The two appeared in the Western Cape High Court on Friday for the continuation of their pre-trial conference.
Mngeni looked thin and trembled slightly. Dayimani was caught in traffic and unable to be at his client's side.
Judge Andre le Grange went ahead without him and postponed the matter to next Friday to give Qwabe's new lawyer Ken Klopper adequate time to receive instructions.
The National Prosecuting Authority's Eric Ntabazalila said the defence would have to approach Judge President John Hlophe if it wanted to make an application for Mngeni to be referred for observation in terms of the Criminal Procedure Act.
The observation was an important step in determining whether he was able to understand court proceedings, and if he was able to instruct his advocate.
The State indicated previously it would oppose such an application.
“They must put up compelling reasons. We have indicated as the State that we are prepared, however, to reconsider our position should there be such reasons,” Ntabazalila said.
If Hlophe agreed, the application would then be heard in court.
Ntabazalila refused to be drawn into what the next step would be if Mngeni was declared unfit to stand trial.
“We cannot speculate. As it stands now, his last medical report indicated he was fit.”
A possible third co-accused is Anni's husband, British businessman Shrien Dewani. The State said on Friday it would only add him as an accused once he was mentally fit. The trial was set down for July 30.
Anni, 28, was shot dead in an apparent car hijacking while she and her husband were on honeymoon in Cape Town in November 2010.

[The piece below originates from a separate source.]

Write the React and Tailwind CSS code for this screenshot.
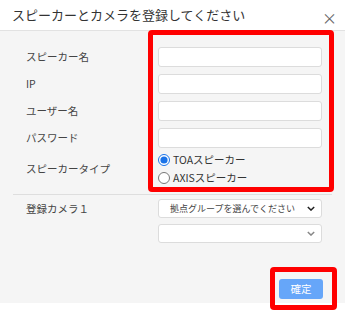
import { useState } from "react";

const textFields = ["スピーカー名", "IP", "ユーザー名", "パスワード"];

function Chevron({ className }) {
  return (
    <svg viewBox="0 0 10 6" className={className} fill="none" stroke="currentColor" strokeWidth="1.8">
      <path d="M1 1l4 4 4-4" />
    </svg>
  );
}

function SelectBox({ value, dark }) {
  return (
    <div className="relative h-[19px] w-[164px] rounded-[3px] border border-[#dcdcdc] bg-white">
      <span className="block pl-[11px] text-[9px] leading-[17px] text-[#444]">{value}</span>
      <Chevron
        className={
          "absolute right-[6px] top-[6px] h-[5px] w-[8px] " + (dark ? "text-[#222]" : "text-[#888]")
        }
      />
    </div>
  );
}

export default function App() {
  const [speakerType, setSpeakerType] = useState("toa");

  return (
    <div className="relative h-[310px] w-[345px] overflow-hidden bg-white font-['Noto_Sans_CJK_JP',sans-serif] text-[#333]">
      <div className="flex h-[31px] items-center justify-between border-b border-[#e2e2e2] pl-[12px] pr-[8px]">
        <h1 className="pb-[2px] text-[13px] leading-none text-[#333]">スピーカーとカメラを登録してください</h1>
        <span className="mt-[4px] text-[15px] leading-none text-[#666]">×</span>
      </div>

      <div className="h-[272px] bg-[#f5f5f5] pt-[16px]">
        <div className="flex flex-col gap-[7px] pl-[26px]">
          {textFields.map((label) => (
            <div key={label} className="flex items-center">
              <span className="w-[132px] text-[10.5px] text-[#444]">{label}</span>
              <input
                type={label === "パスワード" ? "password" : "text"}
                className="h-[20px] w-[164px] rounded-[3px] border border-[#dcdcdc] bg-white"
              />
            </div>
          ))}
          <div className="-mt-[4px] flex items-center">
            <span className="w-[132px] text-[10.5px] text-[#444]">スピーカータイプ</span>
            <div className="flex flex-col">
              {[
                ["toa", "TOAスピーカー"],
                ["axis", "AXISスピーカー"],
              ].map(([key, text]) => (
                <label key={key} className="flex h-[18px] items-center gap-[3px] text-[10.5px] text-[#333]">
                  <input
                    type="radio"
                    name="speakerType"
                    checked={speakerType === key}
                    onChange={() => setSpeakerType(key)}
                    className="m-0 h-[12px] w-[12px] accent-[#1a73e8]"
                  />
                  {text}
                </label>
              ))}
            </div>
          </div>
        </div>

        <div className="mx-[13px] mt-[7px] h-px bg-[#dedede]" />

        <div className="mt-[4px] flex flex-col gap-[6px] pl-[26px]">
          <div className="flex items-center">
            <span className="w-[132px] text-[10.5px] text-[#444]">登録カメラ１</span>
            <SelectBox value="拠点グループを選んでください" dark />
          </div>
          <div className="pl-[132px]">
            <SelectBox value="" />
          </div>
        </div>

        <div className="mt-[36px] flex justify-end pr-[22px]">
          <button className="h-[20px] w-[44px] rounded-[3px] bg-[#66a6f9] text-[10.5px] text-white">確定</button>
        </div>
      </div>

      <div className="pointer-events-none absolute left-[148px] top-[30px] h-[162px] w-[186px] rounded-[4px] border-[5px] border-[#ff0000]" />
      <div className="pointer-events-none absolute left-[270px] top-[267px] h-[43px] w-[67px] rounded-[4px] border-[5px] border-[#ff0000]" />
    </div>
  );
}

An order for Dewani's extradition was signed by the UK secretary of state in September 2011, but Britain's High Court temporarily halted the extradition on mental health grounds, saying it would be “unjust and oppressive”.
Dewani is being treated in a mental health hospital in his hometown of Bristol, western England. He would be extradited to South Africa as soon as he was fit.
Mngeni and Qwabe face charges of kidnapping, robbery with aggravating circumstances, murder, and two counts relating to the illegal possession of a firearm and ammunition.